Obviously it differs from situation to situation. When some dickheaded little kid in the park trys to pick a fight with you, if you don't have to, you shouldn't do them serious damage, but then if someone comes at you with a knife I think you have the right to make sure they never walk again.
I think the reasno why some seemingly reacitonary attitudes come out in this argument is because its an emotive issue. And obviously humans get instinctive when threatened, so some crazy stuff tends to happen. I think you just have to judge cases realistically - if a woman kills a known rapist on a dark street, then we know its most likely a case of self defence (I'd probably call her a hero but w/e), if a well known brawling types smashes someones head into a pavement on a saturday night until they die, then we know its murder.
I think its silly to talk about what you would or would not do though. You don't know. For all the macho talk alot of people might just freeze when attacked, and some seemingly timid people might go bezerk. All I can say is quite frankly I don't know what I'd do excactly but I know I wouldn't be trying to use 'moderate force' if someone broke into my house.
Holden Caulfield
20th December 2009, 14:16
^ I agree with you kinda.
People who says we don't need the police or that they wouldnt call them are morons in my book. Some crimes need heavy investigation and need some level of partiality.
Like a case a while ago when I cheered on a German guy who killed a Turkish guy who apparently was abusing his son, but how do I know that is true? I don't. And so I cannot justify such vigilanteism. He could be been a racist making an excuse. I am glad that Devrim by questioning things made me thing about the situation on a deeper level
One time I saw a fight in the street, one guy was losing (not being done in but having a bad time of it) I asked somebody what the crack was they said the one losing had hit somebodies GF, I walked off happy that a nob head was getting what was coming to him. But in hindsight I don't know that is true, they could have been bullying him, or he could have been lied about by somebody to get him hurt.
Again with the republicans who are now little more than petty criminals, alot of people might believe them if they said that they were killing dealers for the sake of the community many would cheer them on. But given closer inspection they are worse than those who they killed.
You are not so special and unbiased, so able to grasp the gravity of a situtation in one moment that you should think you have the power to decide when to call the police and when not to.

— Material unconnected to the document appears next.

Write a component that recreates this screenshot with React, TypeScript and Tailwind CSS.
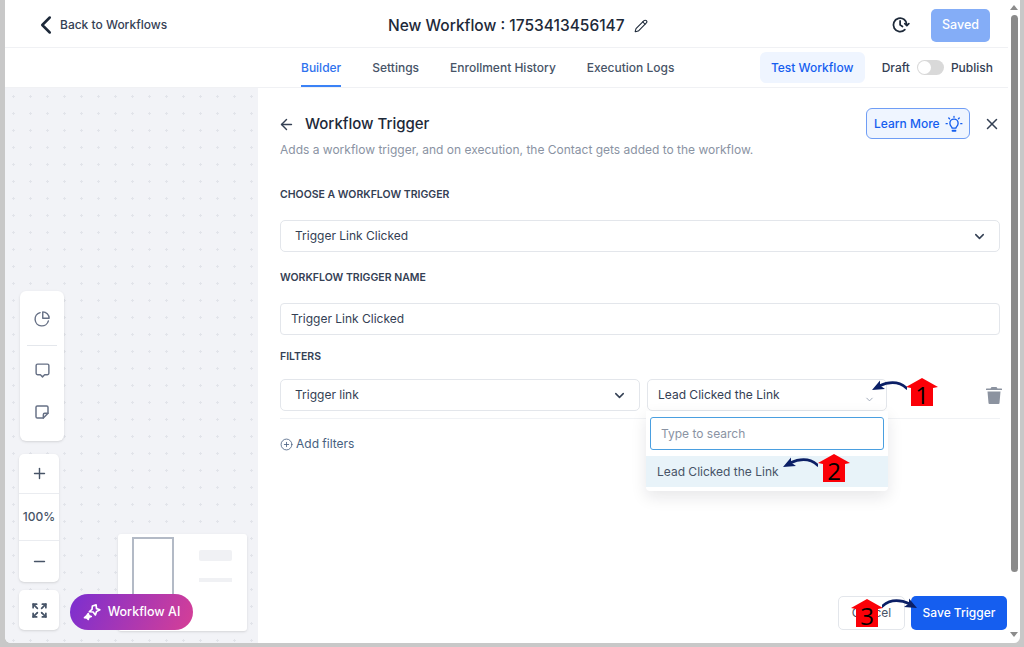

I don't see how people who have read my previous posts don't just agree with me, I honestly can't see any argument against what I said.
ellipsis
20th December 2009, 16:17
For all the macho talk alot of people might just freeze when attacked
Fuck you Pogue! Come over here and say that!
But you are are right, I am never had to defend myself or kill anything larger than a ground hog, so I don't know what I would do.
You are not so special and unbiased, so able to grasp the gravity of a situtation in one moment that you should think you have the power to decide when to call the police and when not to.
So we should unquestionably call the police if any law is broken in our knowledge?
Holden Caulfield
20th December 2009, 16:41
Fuck you Pogue! Come over here and say that!
But you are are right, I am never had to defend myself or kill anything larger than a ground hog, so I don't know what I would do.
So we should unquestionably call the police if any law is broken in our knowledge?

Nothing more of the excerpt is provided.